A 2021 Gallup poll asked Hispanic Americans about their preference among the terms "Hispanic," "Latino" and "Latinx". 57% said it did not matter, and 4% chose Latinx. In a follow-up question where they were asked which term they lean toward, 5% chose Latinx.
A 2021 poll by Democratic Hispanic outreach firm Bendixen & Amandi International found that only 2 percent of those polled refer to themselves as Latinx, while 68 percent call themselves "Hispanic" and 21 percent favored "Latino" or "Latina" to describe their ethnic background. In addition, 40 percent of those polled said Latinx bothers or offends them to some degree and 30 percent said they would be less likely to support a politician or organization that uses the term.
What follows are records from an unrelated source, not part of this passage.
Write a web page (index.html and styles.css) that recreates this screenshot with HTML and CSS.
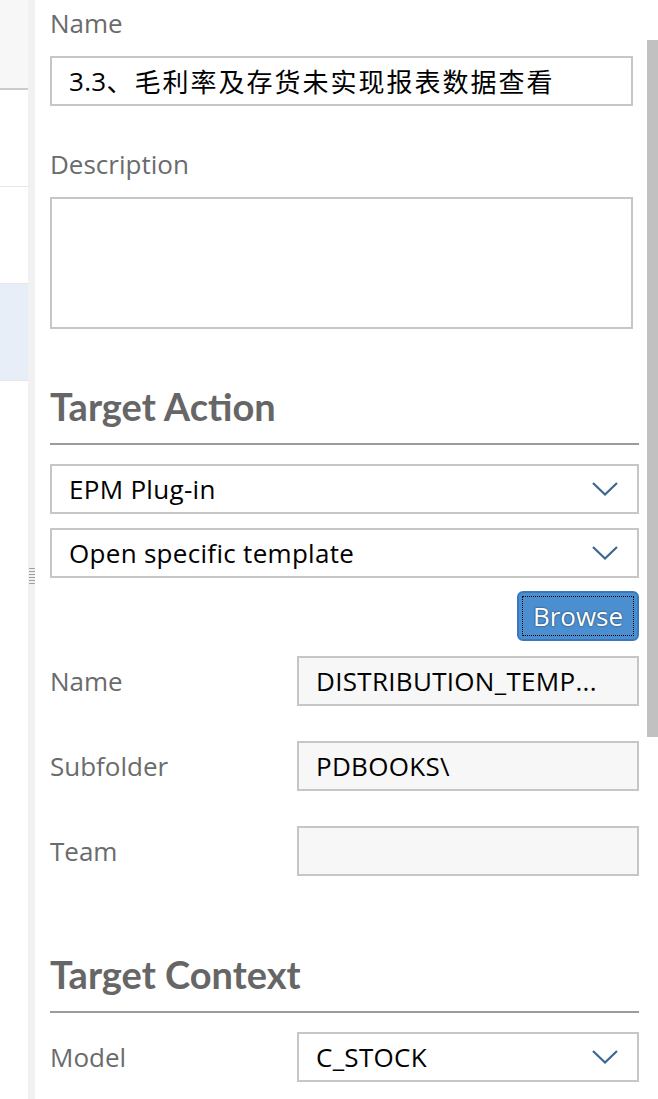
FILE: index.html
```html
<!DOCTYPE html>
<html lang="en">

<head>
  <meta charset="UTF-8">
  <meta name="viewport" content="width=device-width, initial-scale=1.0">
  <title>Tile settings</title>
  <link rel="stylesheet" href="styles.css">
</head>

<body>
  <div class="page">
    <!-- left list, mostly hidden behind the panel -->
    <div class="nav">
      <div class="navHead"></div>
      <div class="navRow"></div>
      <div class="navRow"></div>
      <div class="navRow selected"></div>
    </div>

    <div class="splitter">
      <div class="grip"></div>
    </div>

    <div class="panel">
      <div class="field">
        <div class="label">Name</div>
        <div class="input short">3.3<span class="cjk">、毛利率及存货未实现报表数据查看</span></div>
      </div>

      <div class="field">
        <div class="label">Description</div>
        <div class="input short textarea"></div>
      </div>

      <h2 class="sectionTitle first">Target Action</h2>

      <div class="input select gapTop">
        <span>EPM Plug-in</span>
        <svg class="arrow" viewBox="0 0 26 14"><path d="M1 1 L13 12.5 L25 1" /></svg>
      </div>
      <div class="input select gapSmall">
        <span>Open specific template</span>
        <svg class="arrow" viewBox="0 0 26 14"><path d="M1 1 L13 12.5 L25 1" /></svg>
      </div>

      <div class="btnRow">
        <button type="button" class="browseBtn">Browse</button>
      </div>

      <div class="formRows">
        <div class="formRow">
          <div class="rowLabel">Name</div>
          <div class="input readonly">DISTRIBUTION_TEMP...</div>
        </div>
        <div class="formRow">
          <div class="rowLabel">Subfolder</div>
          <div class="input readonly">PDBOOKS\</div>
        </div>
        <div class="formRow">
          <div class="rowLabel">Team</div>
          <div class="input readonly"></div>
        </div>
      </div>

      <h2 class="sectionTitle second">Target Context</h2>

      <div class="formRow gapTop">
        <div class="rowLabel">Model</div>
        <div class="input select">
          <span>C_STOCK</span>
          <svg class="arrow" viewBox="0 0 26 14"><path d="M1 1 L13 12.5 L25 1" /></svg>
        </div>
      </div>
    </div>

    <div class="scrollbar">
      <div class="thumb"></div>
    </div>
  </div>
</body>

</html>
```

FILE: styles.css
```css
* {
  padding: 0;
  margin: 0;
  box-sizing: border-box;
}

body {
  font-family: "Open Sans", "Noto Sans CJK SC", sans-serif;
  font-size: 26px;
  color: #000;
  background-color: #fff;
  overflow: hidden;
}

.page {
  display: flex;
  height: 100vh;
  width: 100vw;
}

/* left list */
.nav {
  width: 28px;
  flex-shrink: 0;
}

.navHead {
  height: 90px;
  background-color: #f7f7f7;
  border-bottom: 2px solid #cbcbcb;
}

.navRow {
  height: 97px;
  border-bottom: 1px solid #e6e6e6;
}

.navRow.selected {
  background-color: #e8eef7;
}

.splitter {
  width: 7px;
  flex-shrink: 0;
  background-color: #f1f1f1;
}

.grip {
  width: 6px;
  height: 16px;
  margin: 568px auto 0;
  background: repeating-linear-gradient(to bottom, #a0a0a0 0, #a0a0a0 1px, transparent 1px, transparent 3px);
}

/* form panel */
.panel {
  flex: 1;
  padding: 6px 8px 0 15px;
}

.field {
  margin-bottom: 41px;
}

.label,
.rowLabel {
  color: #6a6b6d;
  line-height: 34px;
}

.label {
  margin-bottom: 16px;
}

.input {
  height: 50px;
  border: 2px solid #c6c6c6;
  background-color: #fff;
  padding: 0 17px;
  display: flex;
  align-items: center;
  white-space: nowrap;
  overflow: hidden;
  letter-spacing: 0.3px;
}

.input.short {
  width: calc(100% - 6px);
}

.input.textarea {
  height: 132px;
}

.input.readonly {
  background-color: #f7f7f7;
}

.cjk {
  letter-spacing: 2px;
}

.select {
  justify-content: space-between;
  padding-right: 19px;
}

.arrow {
  width: 26px;
  height: 14px;
  fill: none;
  stroke: #3b6791;
  stroke-width: 2.2;
}

.sectionTitle {
  font-family: "Lato", sans-serif;
  font-weight: bold;
  font-size: 38px;
  line-height: 46px;
  color: #666;
  padding-bottom: 14px;
  border-bottom: 2px solid #9c9c9c;
}

.sectionTitle.first {
  margin-top: 54px;
}

.sectionTitle.second {
  margin-top: 75px;
}

.gapTop {
  margin-top: 19px;
}

.gapSmall {
  margin-top: 14px;
}

.btnRow {
  display: flex;
  justify-content: flex-end;
  margin-top: 13px;
}

.browseBtn {
  width: 122px;
  height: 50px;
  font-family: "Open Sans", sans-serif;
  font-size: 26px;
  color: #fff;
  text-shadow: 0 0 2px rgba(0, 0, 0, 0.7);
  background-color: #4b8fd1;
  border: 2px solid #3a78ba;
  border-radius: 6px;
  outline: 1px dotted #000;
  outline-offset: -6px;
}

.formRows {
  display: flex;
  flex-direction: column;
  gap: 35px;
  margin-top: 15px;
}

.formRow {
  display: flex;
  align-items: center;
}

.formRow>.rowLabel {
  width: 247px;
  flex-shrink: 0;
}

.formRow>.input {
  flex: 1;
}

/* right scrollbar */
.scrollbar {
  width: 11px;
  flex-shrink: 0;
}

.thumb {
  margin-top: 40px;
  height: 697px;
  background-color: #c1c1c1;
}
```
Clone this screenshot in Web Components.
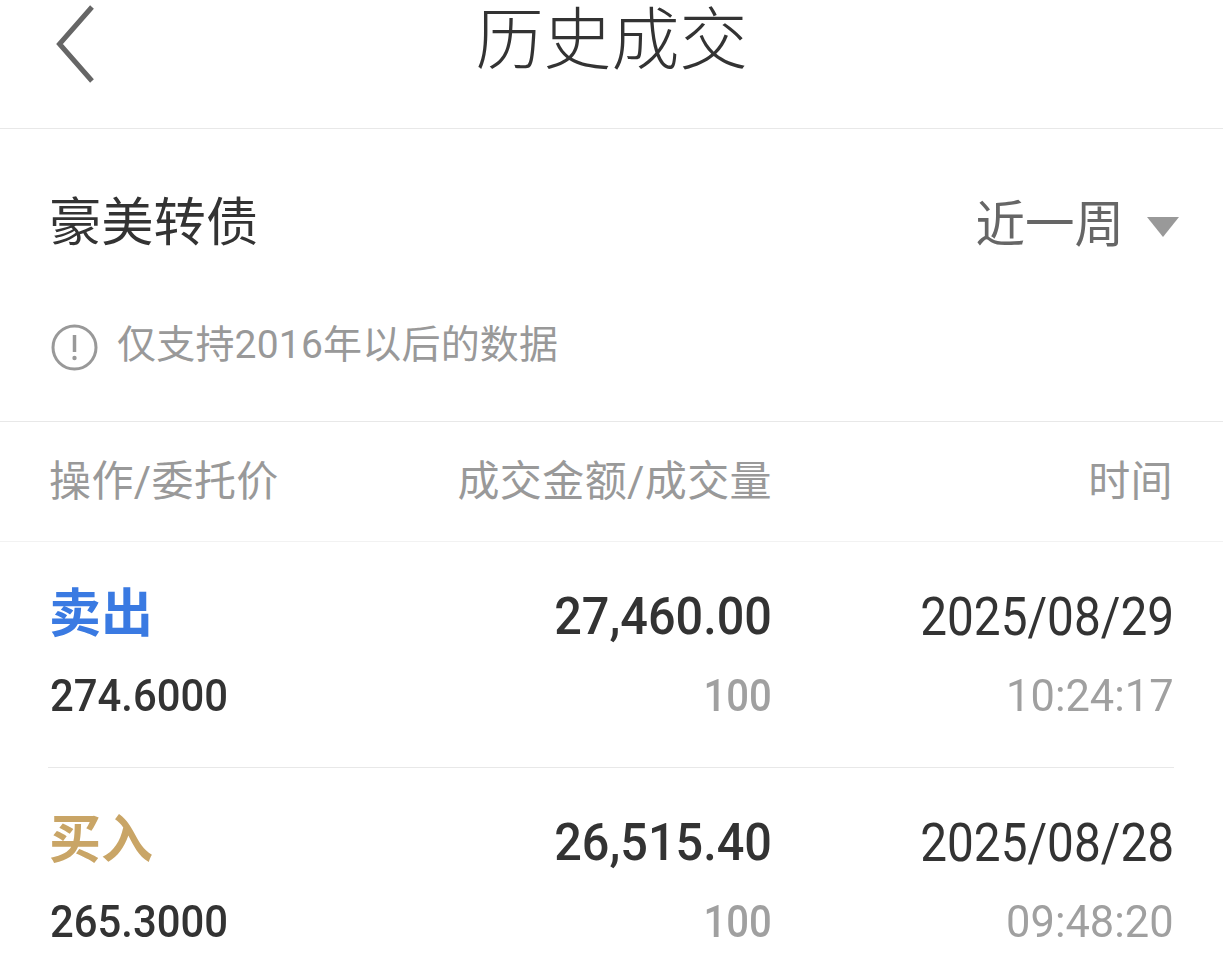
<!DOCTYPE html>
<html lang="zh"><head><meta charset="utf-8"><title>历史成交</title>
<style>
html,body{margin:0;padding:0;background:#fff;overflow:hidden}
body{width:1223px;height:976px;font-family:Roboto,"Noto Sans CJK SC",sans-serif;color:#333}
</style></head><body>
<app-header>历史成交</app-header>
<stock-filter name="豪美转债" range="近一周"></stock-filter>
<hint-row>仅支持2016年以后的数据</hint-row>
<table-head></table-head>
<deal-row side="卖出" kind="sell" price="274.6000" amount="27,460.00" qty="100" date="2025/08/29" time="10:24:17"></deal-row>
<deal-row side="买入" kind="buy" price="265.3000" amount="26,515.40" qty="100" date="2025/08/28" time="09:48:20"></deal-row>
<script>
const CJK='"Noto Sans CJK SC",sans-serif';
function def(tag,render){customElements.define(tag,class extends HTMLElement{connectedCallback(){if(this.shadowRoot)return;this.attachShadow({mode:'open'}).innerHTML=render(this);}});}
def('app-header',()=>`<style>
:host{display:block;height:128px;border-bottom:1px solid #e8e8e8;box-sizing:content-box}
.b{height:128px;display:grid;grid-template-columns:1fr auto 1fr;align-items:start}
svg{display:block;margin:0 0 0 54px;filter:blur(.5px)}
h1{margin:0;font:300 68px/70px ${CJK};color:#333}
</style><div class="b"><svg width="44" height="84" viewBox="0 0 44 84"><path d="M38 7 5.500 44 38 81" fill="none" stroke="#666" stroke-width="5"/></svg><h1><slot></slot></h1><span></span></div>`);
def('stock-filter',e=>`<style>
:host{display:flex;align-items:flex-start;justify-content:space-between;height:188px;padding:0 44px 0 49px;font-family:${CJK}}
.n{font-size:52.300px;font-weight:400;color:#333;line-height:60px;margin-top:59px}
.r{display:flex;align-items:center;gap:23px;font-size:49.500px;color:#666;line-height:60px;margin-top:62px}
svg{display:block;margin-top:12px}
</style><span class="n">${e.getAttribute('name')}</span><span class="r">${e.getAttribute('range')}<svg width="32" height="20" viewBox="0 0 32 20"><path d="M0 0H32L16 20Z" fill="#999"/></svg></span>`);
def('hint-row',()=>`<style>
:host{display:flex;align-items:flex-start;gap:19px;height:104px;padding-left:51px;border-bottom:1px solid #e8e8e8;font:39px/50px Roboto,${CJK};color:#999;box-sizing:content-box}
svg{display:block;margin-top:7px;flex:none}
span{margin-top:3px;letter-spacing:.2px}
</style><svg width="47" height="47" viewBox="0 0 47 47"><circle cx="23.500" cy="23.500" r="21.500" fill="none" stroke="#999" stroke-width="3"/><path d="M23.500 11V28" stroke="#999" stroke-width="3.500"/><circle cx="23.500" cy="34" r="2.200" fill="#999"/></svg><span><slot></slot></span>`);
def('table-head',()=>`<style>
:host{display:grid;grid-template-columns:324px 397px 402px;align-items:center;height:119px;padding-left:50px;border-bottom:1px solid #f2f2f2;font:42px/50px Roboto,${CJK};color:#999;letter-spacing:.4px}
.a{margin-left:-1px}
.m,.t{text-align:right}
.m{margin-right:-1px}
</style><span class="a">操作/委托价</span><span class="m">成交金额/成交量</span><span class="t">时间</span>`);
def('deal-row',e=>{const a=n=>e.getAttribute(n);return `<style>
:host{display:block;height:225px;margin:0 49px 0 48px;padding-left:2px;border-bottom:1px solid #e8e8e8;box-sizing:content-box}
:host(:last-of-type){border-bottom:0}
.g{display:grid;grid-template-columns:322px 397px 1fr;grid-template-rows:60px 50px;row-gap:24px;padding-top:45px;align-items:center}
.side{font:700 52px/60px ${CJK};margin:-14px 0 0 -1px}
.sell{color:#3a7ae2}.buy{color:#c9a566}
.num{font-family:Roboto,sans-serif;display:inline-block;justify-self:end;transform-origin:100% 50%;white-space:nowrap}
.big{font-size:53px;line-height:60px;color:#333;transform:scaleX(.9)}
.amt{font-size:52px;font-weight:500;transform:scaleX(.935);margin-right:-3px}
.price{justify-self:start;transform-origin:0 50%;font-size:45px;font-weight:500;line-height:50px;color:#333;transform:scaleX(.93)}
.sub{font-size:45px;line-height:50px;color:#a0a0a0;transform:scaleX(.965)}
.q{font-weight:500;transform:scaleX(.89);margin-right:-3px}
</style><div class="g"><span class="side ${a('kind')}">${a('side')}</span><span class="num big amt">${a('amount')}</span><span class="num big">${a('date')}</span><span class="num price">${a('price')}</span><span class="num sub q">${a('qty')}</span><span class="num sub">${a('time')}</span></div>`});
</script></body></html>
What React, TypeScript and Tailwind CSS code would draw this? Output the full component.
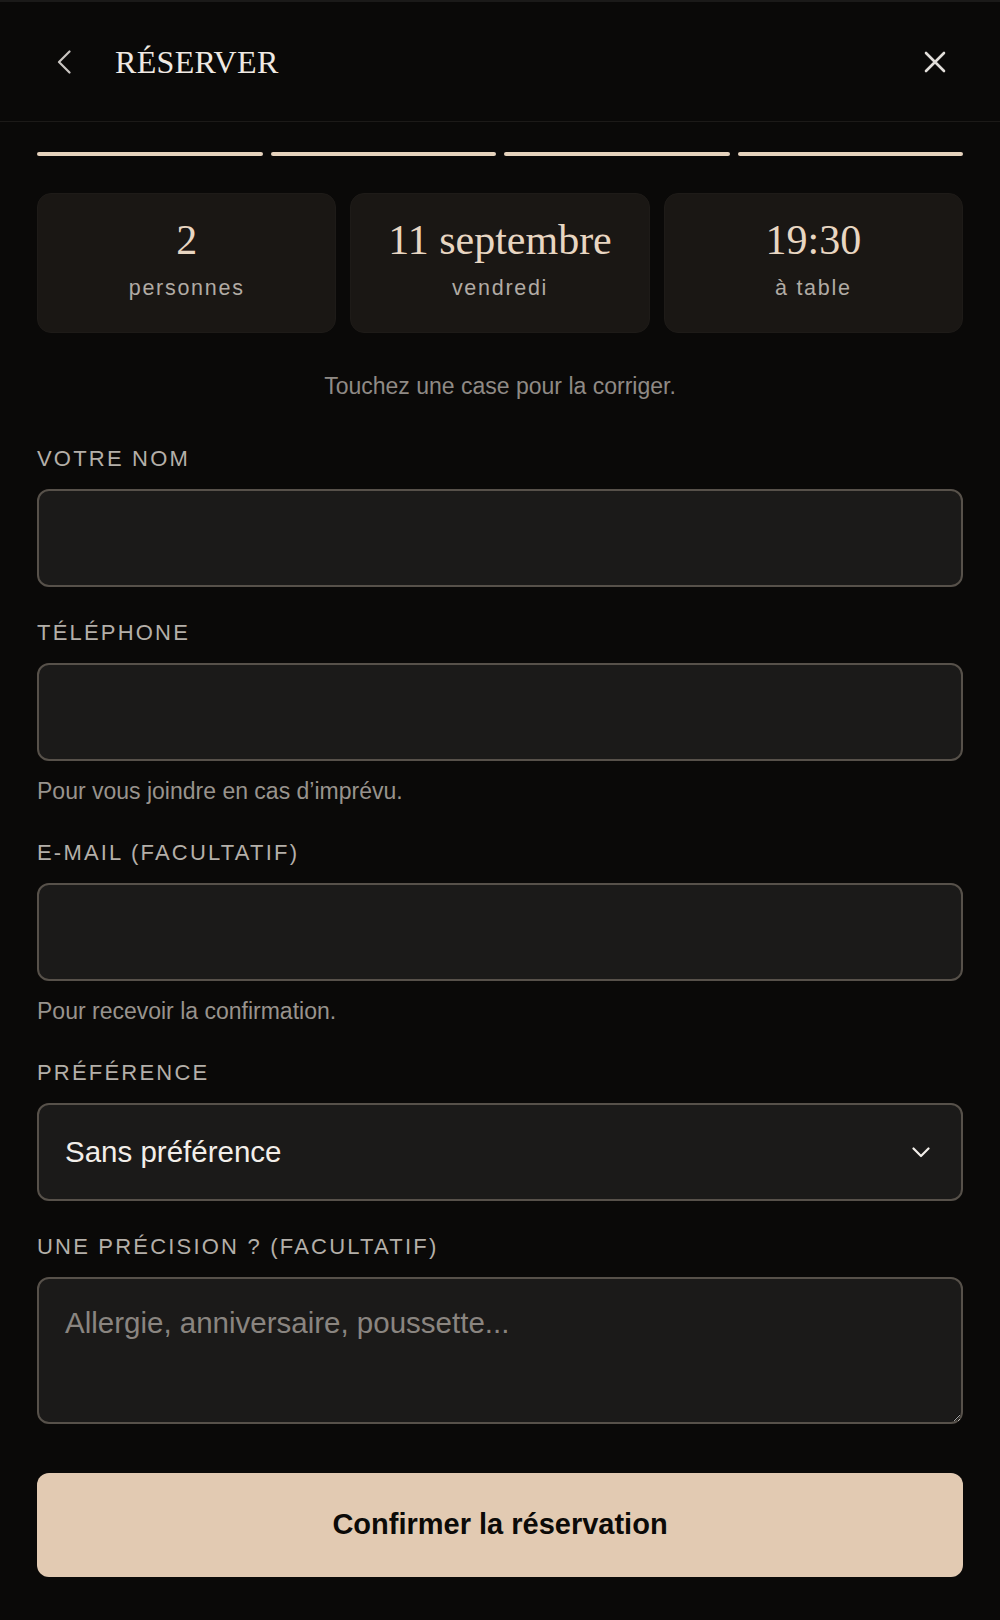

A 2024 Pew Research Center survey found that awareness among U.S. Latinos and Hispanics increased from 23% to 47%, but those who self-identified as Latinx only increased from 3% to 4%, roughly equal to 1.9 million people. Demographic groups including age, sexual orientation, and Afro-Latino identity show the largest distinction between users and non-users. Nonetheless, 75% of U.S. Hispanic adults in the survey opposed the use of Latinx to describe their respective population. When asked which term they preferred be used to describe people of Hispanic or Latino origin, 52% of respondents chose Hispanic, while 29% preferred the term Latino.
In literature and academia
Latinx has become commonly used by activists in American higher education and the popular media who seek to advocate for individuals on the borderlines of gender identity. Herlihy-Mera calls Latinx "a recognition of the exclusionary nature of our institutions, of the deficiencies in existent linguistic structures, and of language as an agent of social change", saying, "The gesture toward linguistic intersectionality stems from a suffix endowed with a literal intersection—x." Some commentators, such as Ed Morales, a lecturer at Columbia University and author of the 2018 book Latinx: The New Force in American Politics and Culture, associate the term with the ideas of Gloria Anzaldúa, a Chicana feminist. Morales writes that "refusal to conform to male/female gender binaries" parallels "the refusal to conform to a racial binary".The term appears in the titles of academic books in the context of LGBT studies, rhetoric and composition studies, and comics studies. Scharrón-del Río and Aja have traced the use of Latinx by authors Beatriz Llenín Figueroa, Jaime Géliga Quiñones, Yuderkys Espinosa Miñoso, and Adriana Gallegos Dextre. The term has also been discussed in scholarly research by cultural theorist Ilan Stavans on Spanglish and by Frederick Luis Aldama and Christopher Gonzalez on Latinx super heroes in mainstream comics and Latinx graphic novels such as United States of Banana. The term and concept of Latinx is also explored by Antonio Pastrana Jr., Juan Battle and Angelique Harris on LBGTQ+ issues. Valdes also uses the term in research on black perspectives on Latinx. Despite the extensive use of the term across academic texts, Salinas and Lozano write that authors often lack definitions for the term within their texts. Sociologist G. Cristina Mora’s research on the historical construction and institutionalization of Hispanic/Latino categories in the United States, including analyses of how labels such as “Latinx” are adopted and contested in academic and generational contexts, has been cited in studies examining the sociopolitical dynamics of ethnoracial naming practices.
Jeffrey Herlihy-Mera writes that in Puerto Rico, the "shift toward x in reference to people has already occurred" in limited academic settings and "for many faculty hermanx and niñx and their equivalents have been the standard... for years. It is clear that the inclusive approach to nouns and adjectives is becoming more common, and while it may at some point become the prevailing tendency, presently there is no prescriptive control toward either syntax".
Several student-run organizations at academic institutions have used the word in their title. At Princeton University the Latinx Perspective Organization was founded in 2016 to "unify Princeton's diverse Latinx community" and several student-run organizations at other institutions have used the word in their title. The University of California, Berkeley, has established the Latinx Research Center, "a faculty-led research hub...that is home to cutting-edge research about the diverse Latinx community of the U.S." Conversely, a 2020 analysis found "that community college professional organizations have by and large not adopted the term Latinx, even by organizations with a Latinx/a/o centered mission", although some academic journals and dissertations about community colleges were using it.